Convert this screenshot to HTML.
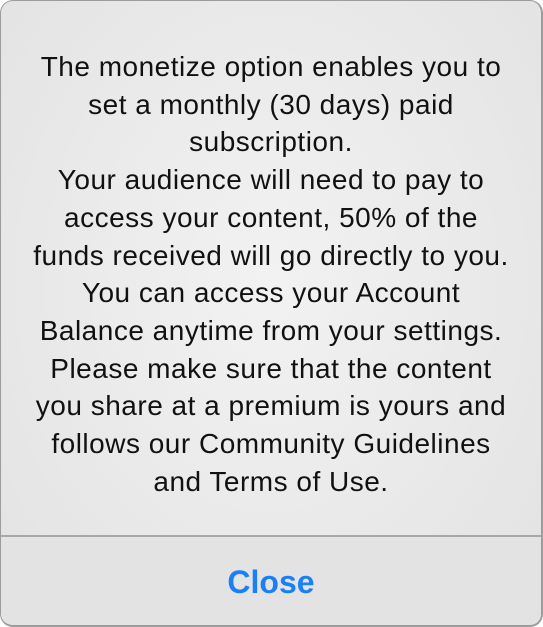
<!DOCTYPE html>
<html><head><style>
html,body{margin:0;padding:0;background:#fff;width:543px;height:627px;overflow:hidden}
.box{position:absolute;left:0;top:0;width:540px;height:624px;border:1px solid #9c9c9c;border-right-width:2px;border-bottom-width:2px;border-radius:13px;overflow:hidden;
background:radial-gradient(ellipse at 50% 45%,#f2f2f2 0%,#ebebeb 45%,#e2e2e2 100%)}
.msg{position:absolute;left:-10px;top:47px;width:560px;text-align:center;font-family:"Liberation Sans",sans-serif;font-size:28px;letter-spacing:0.5px;line-height:37.7px;color:#111}
.div{position:absolute;left:0;top:534px;width:540px;height:2px;background:#a8a8a8}
.btn{position:absolute;left:0;top:536px;width:540px;height:88px;background:#e3e3e3;text-align:center;line-height:90px;font-family:"Liberation Sans",sans-serif;font-size:32px;font-weight:bold;color:#1a80f8}
</style></head><body>
<div class="box">
<div class="msg">The monetize option enables you to<br>set a monthly (30 days) paid<br>subscription.<br>Your audience will need to pay to<br>access your content, 50% of the<br>funds received will go directly to you.<br>You can access your Account<br>Balance anytime from your settings.<br>Please make sure that the content<br>you share at a premium is yours and<br>follows our Community Guidelines<br>and Terms of Use.</div>
<div class="div"></div>
<div class="btn">Close</div>
</div>
</body></html>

* * * *

_TASK GOAL_.
Your task is to repeat the data above exactly while excluding the pictures.

_WRITTEN RESPONSE_.
Convert this screenshot to HTML.
<!DOCTYPE html>
<html><head><style>
html,body{margin:0;padding:0;background:#fff;width:543px;height:627px;overflow:hidden}
.box{position:absolute;left:0;top:0;width:540px;height:624px;border:1px solid #9c9c9c;border-right-width:2px;border-bottom-width:2px;border-radius:13px;overflow:hidden;
background:radial-gradient(ellipse at 50% 45%,#f2f2f2 0%,#ebebeb 45%,#e2e2e2 100%)}
.msg{position:absolute;left:-10px;top:47px;width:560px;text-align:center;font-family:"Liberation Sans",sans-serif;font-size:28px;letter-spacing:0.5px;line-height:37.7px;color:#111}
.div{position:absolute;left:0;top:534px;width:540px;height:2px;background:#a8a8a8}
.btn{position:absolute;left:0;top:536px;width:540px;height:88px;background:#e3e3e3;text-align:center;line-height:90px;font-family:"Liberation Sans",sans-serif;font-size:32px;font-weight:bold;color:#1a80f8}
</style></head><body>
<div class="box">
<div class="msg">The monetize option enables you to<br>set a monthly (30 days) paid<br>subscription.<br>Your audience will need to pay to<br>access your content, 50% of the<br>funds received will go directly to you.<br>You can access your Account<br>Balance anytime from your settings.<br>Please make sure that the content<br>you share at a premium is yours and<br>follows our Community Guidelines<br>and Terms of Use.</div>
<div class="div"></div>
<div class="btn">Close</div>
</div>
</body></html>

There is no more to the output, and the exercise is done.